In 2014, I lived in Puntagorda for about six months, a beautiful little village and municipality in the northwestern part of La Palma, Canary Islands. It’s actually really peaceful there, and Puntagorda reminded me quite a bit of the Huey Nam Rin village in Thailand.
Just like in Huey Nam Rin, it’s an agricultural, countryside region boasting a temperate climate, it’s very fertile with (free) fruits to be picked just about everywhere you walk, countless hiking paths and trails, and mountains with breathtaking views — yep, all rather amazing, and the hustle and bustle from the big city is very absent.
But it ain’t quiet! And yes, you probably already feel it coming — that’s also just like in Huey Nam Rin.
In Huey Nam Rin, a village in the northern, mountainous Chiang Rai region of Thailand, there were four hundred Lahu villagers located in a beautiful valley, but living cramped up together in their little pueblo, co-living with their noisy animals (pigs, ducks, chickens, and the like), whilst ceaselessly blaring out their babbles and quarrels, and boosting their televisions and radios to the most incredible max volume.
In Puntagorda, it’s a bit same-same, but then still somewhat different.
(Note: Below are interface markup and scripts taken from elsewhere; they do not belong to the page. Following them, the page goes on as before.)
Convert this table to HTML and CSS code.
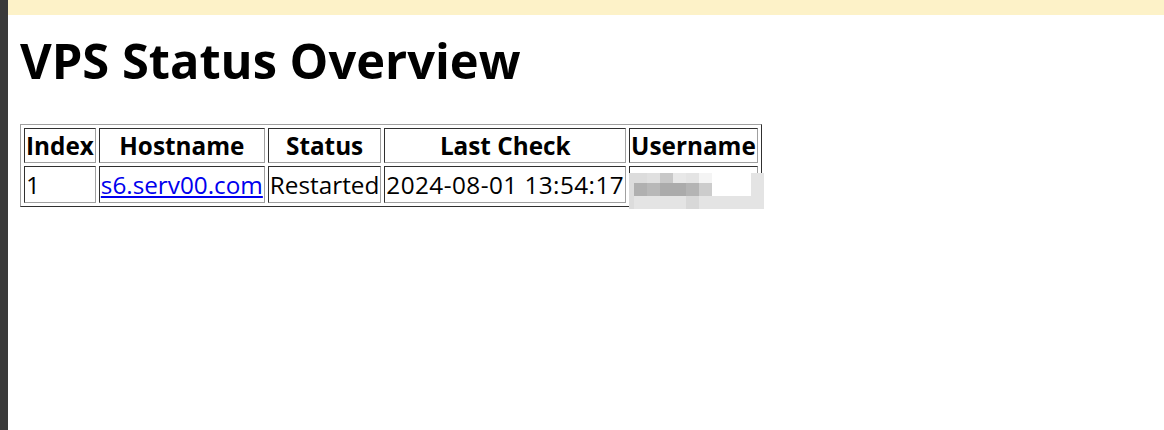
FILE: index.html
```html
<!DOCTYPE html>
<html lang="en">
<head>
  <meta charset="UTF-8">
  <title>VPS Status Overview</title>
  <link rel="stylesheet" href="styles.css">
</head>
<body>
  <!-- side strip + notice bar -->
  <div class="side-strip"></div>
  <div class="main">
    <div class="notice-bar"></div>

    <div class="content">
      <h1>VPS Status Overview</h1>

      <table class="status-table">
        <tr>
          <th>Index</th>
          <th>Hostname</th>
          <th>Status</th>
          <th>Last Check</th>
          <th>Username</th>
        </tr>
        <tr>
          <td>1</td>
          <td><a href="#">s6.serv00.com</a></td>
          <td>Restarted</td>
          <td class="date-cell">2024-08-01 13:54:17</td>
          <td class="user-cell">
            <!-- username blurred out -->
            <div class="mosaic">
              <span class="m0"></span><span class="m1"></span><span class="m2"></span><span class="m3"></span><span class="m4"></span><span class="m5"></span><span class="m6"></span><span class="mw"></span><span class="mz"></span>
              <span class="m0"></span><span class="m7"></span><span class="m8"></span><span class="m9"></span><span class="m9"></span><span class="m10"></span><span class="m11"></span><span class="mw"></span><span class="mz"></span>
              <span class="m0"></span><span class="mz"></span><span class="mz"></span><span class="mz"></span><span class="mz"></span><span class="m12"></span><span class="mz"></span><span class="mz"></span><span class="mz"></span>
            </div>
          </td>
        </tr>
      </table>
    </div>
  </div>
</body>
</html>
```

FILE: styles.css
```css
html, body {
  height: 100%;
}

body {
  margin: 0;
  display: flex;
  font-family: "Open Sans", "Noto Sans", sans-serif;
  background-color: #fff;
  color: #000;
}

.side-strip {
  width: 8px;
  flex-shrink: 0;
  background-color: #3a3a3a;
}

.main {
  flex: 1;
  display: flex;
  flex-direction: column;
}

.notice-bar {
  height: 15px;
  background-color: #fdf2c8;
}

.content {
  padding: 0 12px;
}

h1 {
  margin: 15px 0 34px;
  font-size: 48.8px;
  font-weight: 700;
  line-height: 60px;
}

/* table = html border="1" look */
.status-table {
  border: 1px solid;
  border-color: #a0a0a0 #303030 #303030 #a0a0a0;
  border-spacing: 3px;
  font-size: 24.3px;
}

.status-table th,
.status-table td {
  border: 1px solid;
  border-color: #303030 #a0a0a0 #a0a0a0 #303030;
  padding: 1px;
  height: 33px;
  line-height: 33px;
}

.status-table th {
  height: 31px;
  line-height: 31px;
}

.status-table td {
  text-align: left;
}

.status-table a {
  color: #0000ee;
}

.date-cell {
  letter-spacing: 0.45px;
}

.user-cell {
  position: relative;
  width: 116px;
}

.mosaic {
  position: absolute;
  left: -1px;
  top: 6px;
  display: grid;
  grid-template-columns: 5px repeat(6, 13px) 39px 13px;
  grid-template-rows: 10px 13px 13px;
}

.m0 { background: #dcdcdc; }
.m1 { background: #dcdcdc; }
.m2 { background: #e0e0e0; }
.m3 { background: #c8c8c8; }
.m4 { background: #e8e8e8; }
.m5 { background: #e4e4e4; }
.m6 { background: #f4f4f4; }
.m7 { background: #b0b0b0; }
.m8 { background: #b8b8b8; }
.m9 { background: #ababab; }
.m10 { background: #b4b4b4; }
.m11 { background: #cccccc; }
.m12 { background: #d8d8d8; }
.mw { background: #fff; }
.mz { background: #e4e4e4; }
```
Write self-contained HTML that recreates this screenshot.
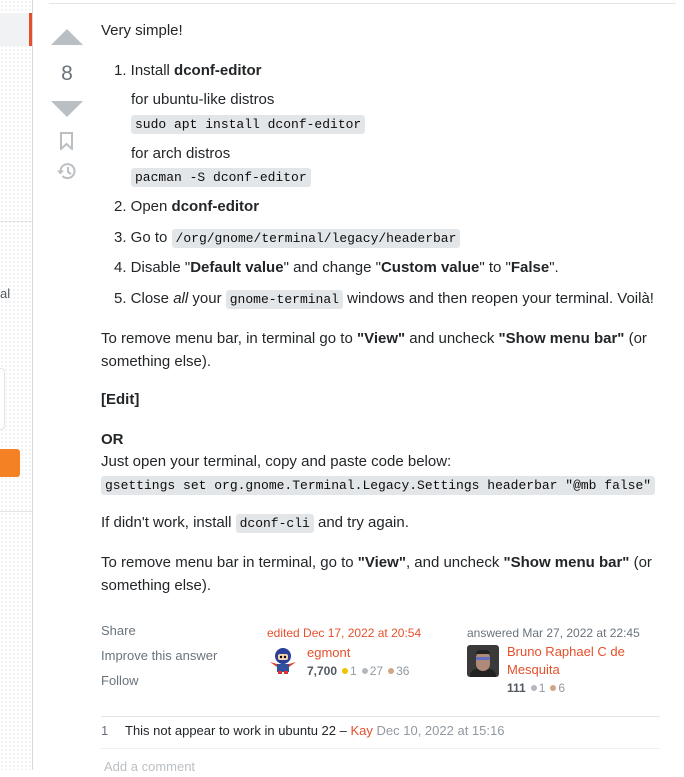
<!DOCTYPE html>
<html><head><style>
body{margin:0;width:684px;height:770px;overflow:hidden;background:#fff;font-family:"Liberation Sans",sans-serif;color:#232629;font-size:15px;position:relative}
.a{position:absolute;white-space:nowrap;line-height:20px}
code{font-family:"Liberation Mono",monospace;font-size:13px;background:#e3e6e8;padding:2px 4px;border-radius:3px;color:#0c0d0e}
.side{position:absolute;left:0;top:0;width:32px;height:770px;border-right:1px solid #d6d9dc;background-image:radial-gradient(#d0d4d8 0.7px,transparent 0.8px);background-size:4px 4px}
.g{color:#6a737c;font-size:13px}
.d{display:inline-block;width:6px;height:6px;border-radius:3px;margin:0 2px 1px 5px;vertical-align:middle}
</style></head><body>
<div class="side"></div>
<div style="position:absolute;left:0;top:13px;width:29px;height:33px;background:#f1f2f3;border-right:3px solid #e4502b"></div>
<div style="position:absolute;left:0;top:221px;width:32px;height:1px;background:#e3e6e8"></div>
<div class="a" style="left:0;top:284px;font-size:13px;color:#525960">al</div>
<div style="position:absolute;left:-10px;top:368px;width:13px;height:60px;border:1px solid #e3e6e8;border-radius:4px;background:#fff"></div>
<div style="position:absolute;left:0;top:449px;width:20px;height:28px;background:#f48225;border-radius:0 3px 3px 0"></div>
<div style="position:absolute;left:0;top:511px;width:32px;height:1px;background:#e3e6e8"></div>
<div style="position:absolute;left:49px;top:3px;width:627px;height:1px;background:#e3e6e8"></div>
<svg style="position:absolute;left:50px;top:28px" width="34" height="90"><path d="M1 17L17 1L33 17Z" fill="#babfc4"/><path d="M1 73L33 73L17 89Z" fill="#babfc4"/></svg>
<div class="a" style="left:50px;top:62px;width:34px;text-align:center;font-size:21px;color:#6a737c;line-height:24px">8</div>
<svg style="position:absolute;left:59px;top:132px" width="16" height="18"><path d="M2 1H13V17L7.5 12L2 17Z" fill="none" stroke="#babfc4" stroke-width="2"/></svg>
<svg style="position:absolute;left:57px;top:162px" width="20" height="20"><path d="M3.5 9a7 7 0 1 1 2 5" fill="none" stroke="#babfc4" stroke-width="2"/><path d="M0 8.5h7L3.5 12.5Z" fill="#babfc4"/><path d="M11 5v5l3 2" fill="none" stroke="#babfc4" stroke-width="2"/></svg>
<div class="a" style="left:101px;top:21px">Very simple!</div>
<div class="a" style="left:114px;top:61px">1. Install <b>dconf-editor</b></div>
<div class="a" style="left:131px;top:90px">for ubuntu-like distros</div>
<div class="a" style="left:131px;top:114px"><code>sudo apt install dconf-editor</code></div>
<div class="a" style="left:131px;top:144px">for arch distros</div>
<div class="a" style="left:131px;top:167px"><code>pacman -S dconf-editor</code></div>
<div class="a" style="left:114px;top:197px">2. Open <b>dconf-editor</b></div>
<div class="a" style="left:114px;top:228px">3. Go to <code>/org/gnome/terminal/legacy/headerbar</code></div>
<div class="a" style="left:114px;top:258px">4. Disable "<b>Default value</b>" and change "<b>Custom value</b>" to "<b>False</b>".</div>
<div class="a" style="left:114px;top:289px">5. Close <i>all</i> your <code>gnome-terminal</code> windows and then reopen your terminal. Voilà!</div>
<div class="a" style="left:101px;top:327px;line-height:23px">To remove menu bar, in terminal go to <b>"View"</b> and uncheck <b>"Show menu bar"</b> (or<br>something else).</div>
<div class="a" style="left:101px;top:390px"><b>[Edit]</b></div>
<div class="a" style="left:101px;top:429px;line-height:22px"><b>OR</b><br>Just open your terminal, copy and paste code below:</div>
<div class="a" style="left:101px;top:475px"><code>gsettings set org.gnome.Terminal.Legacy.Settings headerbar "@mb false"</code></div>
<div class="a" style="left:101px;top:513px">If didn't work, install <code>dconf-cli</code> and try again.</div>
<div class="a" style="left:101px;top:551px;line-height:23px">To remove menu bar in terminal, go to <b>"View"</b>, and uncheck <b>"Show menu bar"</b> (or<br>something else).</div>
<div class="a g" style="left:101px;top:621px">Share</div>
<div class="a g" style="left:101px;top:646px">Improve this answer</div>
<div class="a g" style="left:101px;top:671px">Follow</div>
<div class="a" style="left:267px;top:623px;font-size:12px;color:#e4502b">edited Dec 17, 2022 at 20:54</div>
<svg style="position:absolute;left:270px;top:646px" width="28" height="30"><rect x="7" y="18" width="12" height="8" fill="#3050a0"/><ellipse cx="13" cy="10" rx="8" ry="8" fill="#2a3e9a"/><rect x="8" y="8" width="10" height="6" rx="2" fill="#f3d6b0"/><circle cx="11" cy="11" r="1.2" fill="#000"/><circle cx="15" cy="11" r="1.2" fill="#000"/><path d="M0 16L7 18L7 21Z M26 16L19 18L19 21Z" fill="#e04020"/><rect x="8" y="25" width="4" height="3" fill="#d33"/><rect x="14" y="25" width="4" height="3" fill="#d33"/></svg>
<div class="a" style="left:307px;top:643px;font-size:13px;color:#e4502b">egmont</div>
<div class="a" style="left:307px;top:661px;font-size:12px;color:#9199a1"><b style="color:#525960">7,700</b><span class="d" style="background:#f1c300"></span>1<span class="d" style="background:#b4b8bc"></span>27<span class="d" style="background:#d1a684"></span>36</div>
<div class="a" style="left:467px;top:623px;font-size:12px;color:#6a737c">answered Mar 27, 2022 at 22:45</div>
<div style="position:absolute;left:467px;top:645px;width:32px;height:32px;background:#3a3a3a;border-radius:3px;overflow:hidden"><div style="position:absolute;left:3px;top:24px;width:26px;height:14px;border-radius:8px;background:#222"></div><div style="position:absolute;left:9px;top:6px;width:14px;height:20px;border-radius:7px;background:#b08a78"></div><div style="position:absolute;left:9px;top:12px;width:14px;height:3px;background:#6070c0"></div><div style="position:absolute;left:9px;top:5px;width:14px;height:4px;border-radius:4px 4px 0 0;background:#222"></div></div>
<div class="a" style="left:507px;top:643px;font-size:13px;color:#e4502b;line-height:18px">Bruno Raphael C de<br>Mesquita</div>
<div class="a" style="left:507px;top:678px;font-size:12px;color:#9199a1"><b style="color:#525960">111</b><span class="d" style="background:#b4b8bc"></span>1<span class="d" style="background:#d1a684"></span>6</div>
<div style="position:absolute;left:101px;top:716px;width:559px;height:1px;background:#e3e6e8"></div>
<div class="a" style="left:101px;top:721px;font-size:13px;color:#6a737c">1</div>
<div class="a" style="left:125px;top:721px;font-size:13px">This not appear to work in ubuntu 22 – <span style="color:#e4502b">Kay</span> <span style="color:#9199a1">Dec 10, 2022 at 15:16</span></div>
<div style="position:absolute;left:101px;top:748px;width:559px;height:1px;background:#eff0f1"></div>
<div class="a" style="left:104px;top:757px;font-size:13px;color:#bbc0c4">Add a comment</div>
</body></html>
There, it’s the village dogs barking whenever they feel like, the numerous tractors passing by, the roaring grass mowers, the farmers who hammer on I-don’t-know-what, screeching breaks of trucks with construction materials going hill-down many times a day, the weekly hauling winds, villagers talking (if one could call it talking) with piercing voices being carried through the whole village, party-flags fluttering used as scarecrows against birds picking the grapes, the weekly helicopter rounds practicing or actually extinguishing forest fires, and these darn tripping pigeons on my roof.
Oh yeah, you see, in Puntagorda it’s very peaceful. Just like in Huey Nam Rin. But it ain’t quiet!